Injury news creates temporary inefficiency. When a key player gets injured days before a match, bookmakers adjust quickly but not always accurately. The market requires time to assess whether a backup can replace production, how tactical systems change, and what the psychological effect might be. Windows of 2-6 hours after major injury news often contain value before lines fully correct.
Formation and lineup news during tournaments provides similar windows. A manager announcing he’ll rest key players for Match 3 creates immediate line movement, but the market sometimes over-corrects. If reserves for elite teams remain better than many nations’ first choices, the line movement might create value on the now-shortened favourite.
Futures odds adjustment lags match results during group stages. After Day 1 results, World Cup 2026 odds update to reflect what happened but sometimes fail to fully incorporate how results affect bracket paths. A surprise group winner might face an easier Round of 32 opponent than expected; their outright odds might not immediately reflect this improved path.

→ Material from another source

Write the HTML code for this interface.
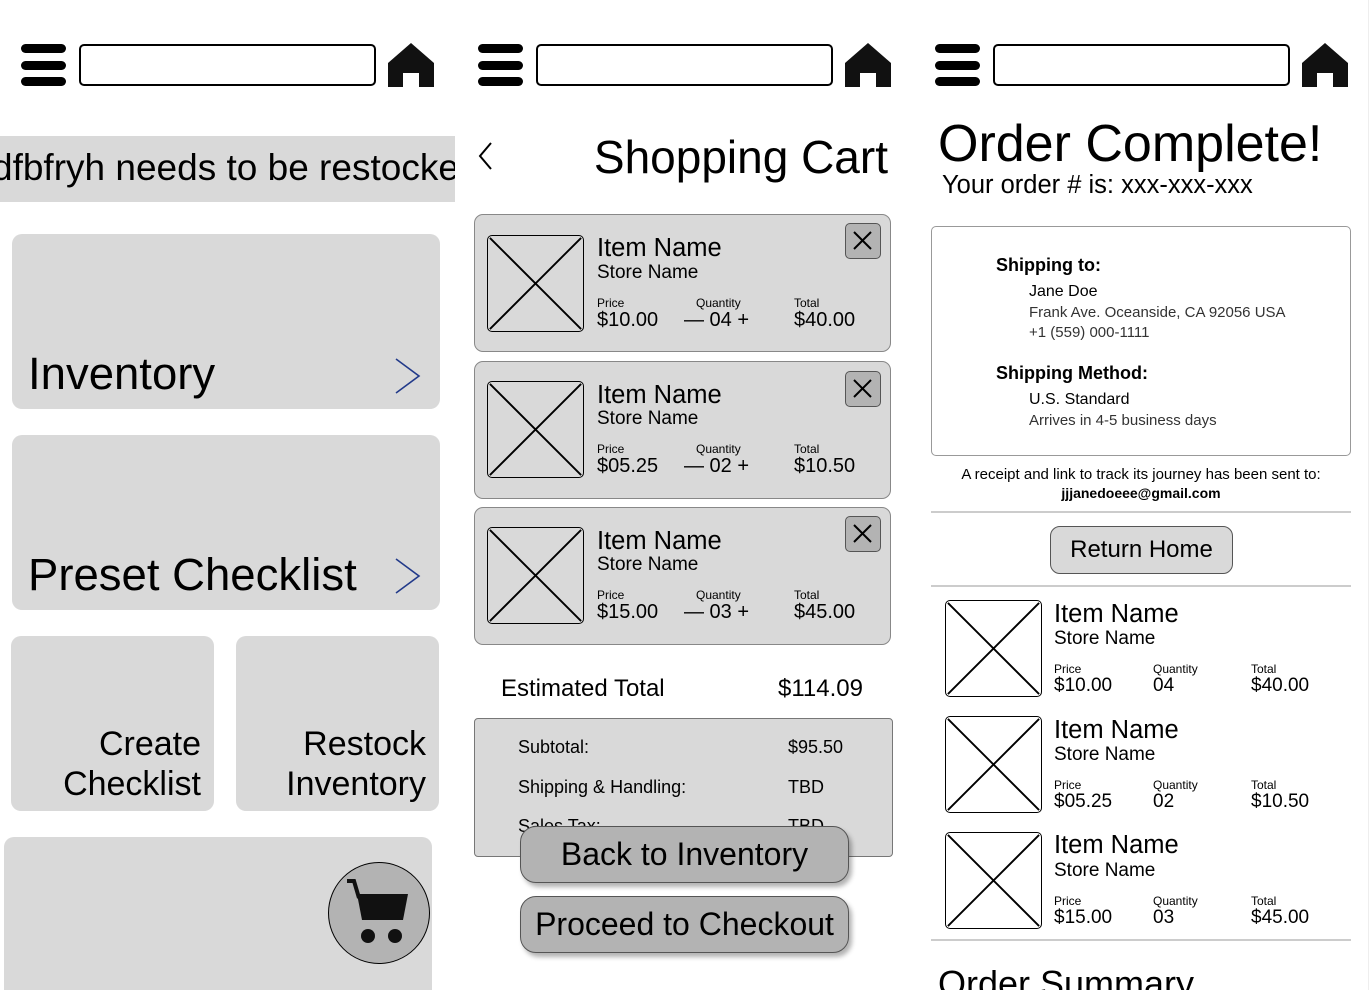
<!DOCTYPE html>
<html><head><meta charset="utf-8"><style>
*{box-sizing:border-box;margin:0;padding:0}
html{width:1372px;height:990px;overflow:hidden}
body{width:1372px;height:990px;overflow:hidden;background:#fff;font-family:"Liberation Sans",sans-serif;color:#000;position:relative}
.a{position:absolute}
.bar{position:absolute;width:45px;height:9px;border-radius:5px;background:#000}
.search{position:absolute;top:44px;height:42px;border:2px solid #000;border-radius:5px;width:297px}
.g{background:#d9d9d9}
.card{position:absolute;left:474px;width:417px;height:138px;background:#d9d9d9;border:1.5px solid #888;border-radius:9px}
.img{position:absolute;width:97px;height:97px;border:1.5px solid #000;border-radius:5px;overflow:hidden}
.img svg{width:100%;height:100%;display:block}
.t{position:absolute;white-space:nowrap}
.xbtn{position:absolute;width:36px;height:36px;background:#b3b3b3;border:1.5px solid #555;border-radius:5px}
.btn{position:absolute;left:520px;width:329px;height:57px;background:#b3b3b3;border:1.5px solid #555;border-radius:16px;box-shadow:3px 4px 5px rgba(0,0,0,.3);font-size:32px;text-align:center;line-height:54px}
.in{font-size:25.5px}.sn{font-size:19px}
</style></head><body>

<div class="bar" style="left:21px;top:44px"></div><div class="bar" style="left:21px;top:61px"></div><div class="bar" style="left:21px;top:77px"></div>
<div class="search" style="left:79px"></div>
<svg class="a" style="left:388px;top:43px" width="46" height="44" viewBox="0 0 46 44"><path d="M23 0 L46 20 V44 H31 V30 H15 V44 H0 V20 Z" fill="#111"/></svg>

<div class="bar" style="left:478px;top:44px"></div><div class="bar" style="left:478px;top:61px"></div><div class="bar" style="left:478px;top:77px"></div>
<div class="search" style="left:536px"></div>
<svg class="a" style="left:845px;top:43px" width="46" height="44" viewBox="0 0 46 44"><path d="M23 0 L46 20 V44 H31 V30 H15 V44 H0 V20 Z" fill="#111"/></svg>

<div class="bar" style="left:935px;top:44px"></div><div class="bar" style="left:935px;top:61px"></div><div class="bar" style="left:935px;top:77px"></div>
<div class="search" style="left:993px"></div>
<svg class="a" style="left:1302px;top:43px" width="46" height="44" viewBox="0 0 46 44"><path d="M23 0 L46 20 V44 H31 V30 H15 V44 H0 V20 Z" fill="#111"/></svg>

<!-- panel 1 -->
<div class="a g" style="left:0;top:136px;width:455px;height:66px;overflow:hidden"><div class="t" style="left:-8px;top:11px;font-size:37px">dfbfryh needs to be restocked</div></div>
<div class="a g" style="left:12px;top:234px;width:428px;height:175px;border-radius:10px"></div>
<div class="t" style="left:28px;top:348px;font-size:45.5px">Inventory</div>
<svg class="a" style="left:393px;top:357px" width="30" height="38"><path d="M3 2 L26 19 L3 36" fill="none" stroke="#223a8a" stroke-width="1.6"/></svg>
<div class="a g" style="left:12px;top:435px;width:428px;height:175px;border-radius:10px"></div>
<div class="t" style="left:28px;top:549px;font-size:45.5px">Preset Checklist</div>
<svg class="a" style="left:393px;top:557px" width="30" height="38"><path d="M3 2 L26 19 L3 36" fill="none" stroke="#223a8a" stroke-width="1.6"/></svg>
<div class="a g" style="left:11px;top:636px;width:203px;height:175px;border-radius:10px"></div>
<div class="t" style="right:1171px;top:724px;font-size:34px;text-align:right;line-height:40px">Create<br>Checklist</div>
<div class="a g" style="left:236px;top:636px;width:203px;height:175px;border-radius:10px"></div>
<div class="t" style="right:946px;top:724px;font-size:34px;text-align:right;line-height:40px">Restock<br>Inventory</div>
<div class="a g" style="left:4px;top:837px;width:428px;height:170px;border-radius:10px"></div>
<div class="a" style="left:328px;top:862px;width:102px;height:102px;border-radius:50%;background:#b3b3b3;border:1.5px solid #000"></div>
<svg class="a" style="left:344px;top:878px" width="66" height="70" viewBox="0 0 66 70"><path d="M3 3 H10 L15 20" fill="none" stroke="#111" stroke-width="4"/><path d="M13 16 H64 L59 42 H18 Z" fill="#111"/><circle cx="24" cy="58" r="7" fill="#111"/><circle cx="51" cy="58" r="7" fill="#111"/></svg>

<!-- panel 2 -->
<svg class="a" style="left:476px;top:141px" width="20" height="30"><path d="M15 2 L4 15 L15 28" fill="none" stroke="#000" stroke-width="2"/></svg>
<div class="t" style="right:484px;top:130px;font-size:46px">Shopping Cart</div>

<div class="card" style="top:214px"></div>
<div class="card" style="top:361px"></div>
<div class="card" style="top:507px"></div>

<div class="img" style="left:487px;top:235px"><svg viewBox="0 0 100 100" preserveAspectRatio="none"><path d="M2 2L98 98M98 2L2 98" stroke="#000" stroke-width="2"/></svg></div>
<div class="xbtn" style="left:845px;top:223px"><svg width="33" height="33"><path d="M8 8L25 25M25 8L8 25" stroke="#000" stroke-width="2"/></svg></div>
<div class="t in" style="left:597px;top:234px">Item Name</div>
<div class="t sn" style="left:597px;top:262px">Store Name</div>
<div class="t" style="left:597px;top:296px;font-size:12px">Price</div>
<div class="t" style="left:696px;top:296px;font-size:12px">Quantity</div>
<div class="t" style="left:794px;top:296px;font-size:12px">Total</div>
<div class="t" style="left:597px;top:309px;font-size:20px">$10.00</div>
<div class="t" style="left:684px;top:309px;font-size:20px">— 04 +</div>
<div class="t" style="left:794px;top:309px;font-size:20px">$40.00</div>

<div class="img" style="left:487px;top:381px"><svg viewBox="0 0 100 100" preserveAspectRatio="none"><path d="M2 2L98 98M98 2L2 98" stroke="#000" stroke-width="2"/></svg></div>
<div class="xbtn" style="left:845px;top:371px"><svg width="33" height="33"><path d="M8 8L25 25M25 8L8 25" stroke="#000" stroke-width="2"/></svg></div>
<div class="t in" style="left:597px;top:381px">Item Name</div>
<div class="t sn" style="left:597px;top:408px">Store Name</div>
<div class="t" style="left:597px;top:442px;font-size:12px">Price</div>
<div class="t" style="left:696px;top:442px;font-size:12px">Quantity</div>
<div class="t" style="left:794px;top:442px;font-size:12px">Total</div>
<div class="t" style="left:597px;top:455px;font-size:20px">$05.25</div>
<div class="t" style="left:684px;top:455px;font-size:20px">— 02 +</div>
<div class="t" style="left:794px;top:455px;font-size:20px">$10.50</div>

<div class="img" style="left:487px;top:527px"><svg viewBox="0 0 100 100" preserveAspectRatio="none"><path d="M2 2L98 98M98 2L2 98" stroke="#000" stroke-width="2"/></svg></div>
<div class="xbtn" style="left:845px;top:516px"><svg width="33" height="33"><path d="M8 8L25 25M25 8L8 25" stroke="#000" stroke-width="2"/></svg></div>
<div class="t in" style="left:597px;top:527px">Item Name</div>
<div class="t sn" style="left:597px;top:554px">Store Name</div>
<div class="t" style="left:597px;top:588px;font-size:12px">Price</div>
<div class="t" style="left:696px;top:588px;font-size:12px">Quantity</div>
<div class="t" style="left:794px;top:588px;font-size:12px">Total</div>
<div class="t" style="left:597px;top:601px;font-size:20px">$15.00</div>
<div class="t" style="left:684px;top:601px;font-size:20px">— 03 +</div>
<div class="t" style="left:794px;top:601px;font-size:20px">$45.00</div>

<div class="t" style="left:501px;top:675px;font-size:24px">Estimated Total</div>
<div class="t" style="left:778px;top:675px;font-size:24px">$114.09</div>
<div class="a g" style="left:474px;top:718px;width:419px;height:139px;border:1.5px solid #777;border-radius:4px"></div>
<div class="t" style="left:518px;top:737px;font-size:18px">Subtotal:</div>
<div class="t" style="left:788px;top:737px;font-size:18px">$95.50</div>
<div class="t" style="left:518px;top:777px;font-size:18px">Shipping &amp; Handling:</div>
<div class="t" style="left:788px;top:777px;font-size:18px">TBD</div>
<div class="t" style="left:518px;top:816px;font-size:18px">Sales Tax:</div>
<div class="t" style="left:788px;top:816px;font-size:18px">TBD</div>
<div class="btn" style="top:826px">Back to Inventory</div>
<div class="btn" style="top:896px">Proceed to Checkout</div>

<!-- panel 3 -->
<div class="t" style="left:938px;top:114px;font-size:52px">Order Complete!</div>
<div class="t" style="left:942px;top:171px;font-size:25.5px">Your order # is: xxx-xxx-xxx</div>
<div class="a" style="left:931px;top:226px;width:420px;height:230px;border:1.5px solid #999;border-radius:5px"></div>
<div class="t" style="left:996px;top:255px;font-size:18px;font-weight:bold">Shipping to:</div>
<div class="t" style="left:1029px;top:283px;font-size:16px">Jane Doe</div>
<div class="t" style="left:1029px;top:304px;font-size:15px;color:#333">Frank Ave. Oceanside, CA 92056 USA</div>
<div class="t" style="left:1029px;top:324px;font-size:15px;color:#333">+1 (559) 000-1111</div>
<div class="t" style="left:996px;top:363px;font-size:18px;font-weight:bold">Shipping Method:</div>
<div class="t" style="left:1029px;top:391px;font-size:16px">U.S. Standard</div>
<div class="t" style="left:1029px;top:412px;font-size:15px;color:#333">Arrives in 4-5 business days</div>
<div class="t" style="left:931px;width:420px;top:466px;font-size:15px;text-align:center">A receipt and link to track its journey has been sent to:</div>
<div class="t" style="left:931px;width:420px;top:485px;font-size:14px;text-align:center;font-weight:bold">jjjanedoeee@gmail.com</div>
<div class="a" style="left:931px;top:511px;width:420px;height:2px;background:#ccc"></div>
<div class="a g" style="left:1050px;top:526px;width:183px;height:48px;border:1.5px solid #555;border-radius:10px;font-size:24px;text-align:center;line-height:45px">Return Home</div>
<div class="a" style="left:931px;top:585px;width:420px;height:2px;background:#ccc"></div>

<div class="img" style="left:945px;top:600px"><svg viewBox="0 0 100 100" preserveAspectRatio="none"><path d="M2 2L98 98M98 2L2 98" stroke="#000" stroke-width="2"/></svg></div>
<div class="t in" style="left:1054px;top:600px">Item Name</div>
<div class="t sn" style="left:1054px;top:628px">Store Name</div>
<div class="t" style="left:1054px;top:662px;font-size:12px">Price</div>
<div class="t" style="left:1153px;top:662px;font-size:12px">Quantity</div>
<div class="t" style="left:1251px;top:662px;font-size:12px">Total</div>
<div class="t" style="left:1054px;top:675px;font-size:19px">$10.00</div>
<div class="t" style="left:1153px;top:675px;font-size:19px">04</div>
<div class="t" style="left:1251px;top:675px;font-size:19px">$40.00</div>

<div class="img" style="left:945px;top:716px"><svg viewBox="0 0 100 100" preserveAspectRatio="none"><path d="M2 2L98 98M98 2L2 98" stroke="#000" stroke-width="2"/></svg></div>
<div class="t in" style="left:1054px;top:716px">Item Name</div>
<div class="t sn" style="left:1054px;top:744px">Store Name</div>
<div class="t" style="left:1054px;top:778px;font-size:12px">Price</div>
<div class="t" style="left:1153px;top:778px;font-size:12px">Quantity</div>
<div class="t" style="left:1251px;top:778px;font-size:12px">Total</div>
<div class="t" style="left:1054px;top:791px;font-size:19px">$05.25</div>
<div class="t" style="left:1153px;top:791px;font-size:19px">02</div>
<div class="t" style="left:1251px;top:791px;font-size:19px">$10.50</div>

<div class="img" style="left:945px;top:832px"><svg viewBox="0 0 100 100" preserveAspectRatio="none"><path d="M2 2L98 98M98 2L2 98" stroke="#000" stroke-width="2"/></svg></div>
<div class="t in" style="left:1054px;top:831px">Item Name</div>
<div class="t sn" style="left:1054px;top:860px">Store Name</div>
<div class="t" style="left:1054px;top:894px;font-size:12px">Price</div>
<div class="t" style="left:1153px;top:894px;font-size:12px">Quantity</div>
<div class="t" style="left:1251px;top:894px;font-size:12px">Total</div>
<div class="t" style="left:1054px;top:907px;font-size:19px">$15.00</div>
<div class="t" style="left:1153px;top:907px;font-size:19px">03</div>
<div class="t" style="left:1251px;top:907px;font-size:19px">$45.00</div>
<div class="a" style="left:931px;top:939px;width:420px;height:2px;background:#ccc"></div>
<div class="t" style="left:938px;top:963px;font-size:36px">Order Summary</div>
<div class="a" style="left:1368px;top:0;width:1px;height:990px;background:#eee"></div>
</body></html>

Pre-tournament value exists because markets are least efficient months before kick-off. Casual bettors haven’t engaged yet; sharp money hasn’t fully formed positions. If your analysis identifies mispricing in February or March, acting then captures value that evaporates by June. The trade-off is capital commitment – your money sits tied up for months – but the value premium often justifies this cost.
Value betting at the World Cup requires patience, analytical rigour, and emotional discipline. The bets that feel exciting rarely contain value; the bets that contain value rarely feel exciting. But compound positive expected value across dozens of positions, and tournament betting becomes reliably profitable regardless of which team lifts the trophy.